Search in the Browser

Search Index Javascript Interface

The following is the js_of_ocaml wrapper code to make the search library interoperable with Javascript code. It attaches a Javascript object to window with only two functions, query and deserialize. Deserialize replaces the global reference to the search index, while query returns a JS array of document objects.

module SI = SearchIndex

let index = ref (SI.create ())

(* Convert a SearchIndex.document to a plain JS object *)
let doc_to_js (d : SI.document) : 'a Js.t =
  Js.Unsafe.obj
    [|
      ("name",        Js.Unsafe.inject (string (SI.name d)));
      ("description", Js.Unsafe.inject (string (SI.description d)));
      ("url",         Js.Unsafe.inject (string (SI.url d)));
      ("created",     Js.Unsafe.inject (string (SI.created d)))
    |]

let js_query (q : js_string t) =
  let res = SI.search ~limit:10 !index (to_string q) in
  array (Array.of_list (List.map doc_to_js res))

let js_deserialize (binindex : js_string t) : bool Js.t =
  let s = to_string binindex in
  match SI.deserialize s with
  | Ok st -> index := st; Js._true
  | Error _ -> Js._false

let () =
  let obj = Js.Unsafe.obj
    [|
      ("query", Js.Unsafe.inject (Js.wrap_callback js_query));
      ("deserialize", Js.Unsafe.inject (Js.wrap_callback js_deserialize))
    |]
  in
  Js.Unsafe.set Js.Unsafe.global "searchClient" obj

Searching

In the search page there's a small amount of Javascript which invokes query on the index when characters are typed, and then takes the resulting objects and inserts search result HTML into the DOM.

Putting it Together

As of this writing, the Search page (HTML + serialized search index) is 76 kB over the wire (br encoded, 132 kB plain), and the search library is 31 kB over the wire (98 kb plain). The user receives a local-only full-text search, returning results in milliseconds. On my end I can use my existing build and package system, dune + opam, introduce the js_of_ocaml dependency, and use the exact same library at both site generation time and user query time.

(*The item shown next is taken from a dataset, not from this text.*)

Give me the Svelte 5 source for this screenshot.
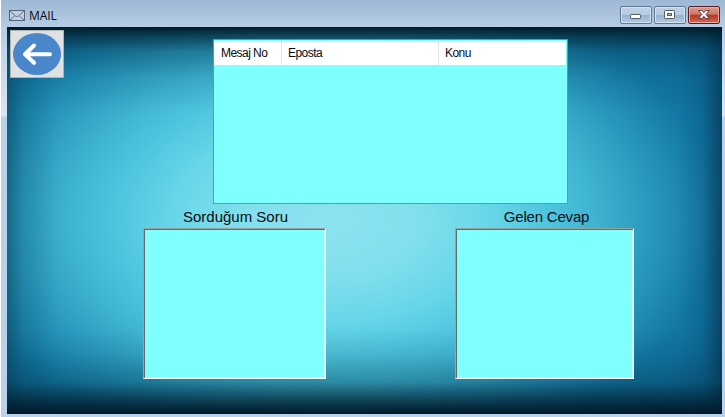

I'm really pleased with how the feature turned out. It tickles me to use a language-to-language compiler in order to use the same code in different execution contexts. And for now it is performant. I'm not sure what I'll do when the search index gets really large, but I think I've got a fair amount of time until that happens — there are multiple-megabyte web applications out there that are decently usable.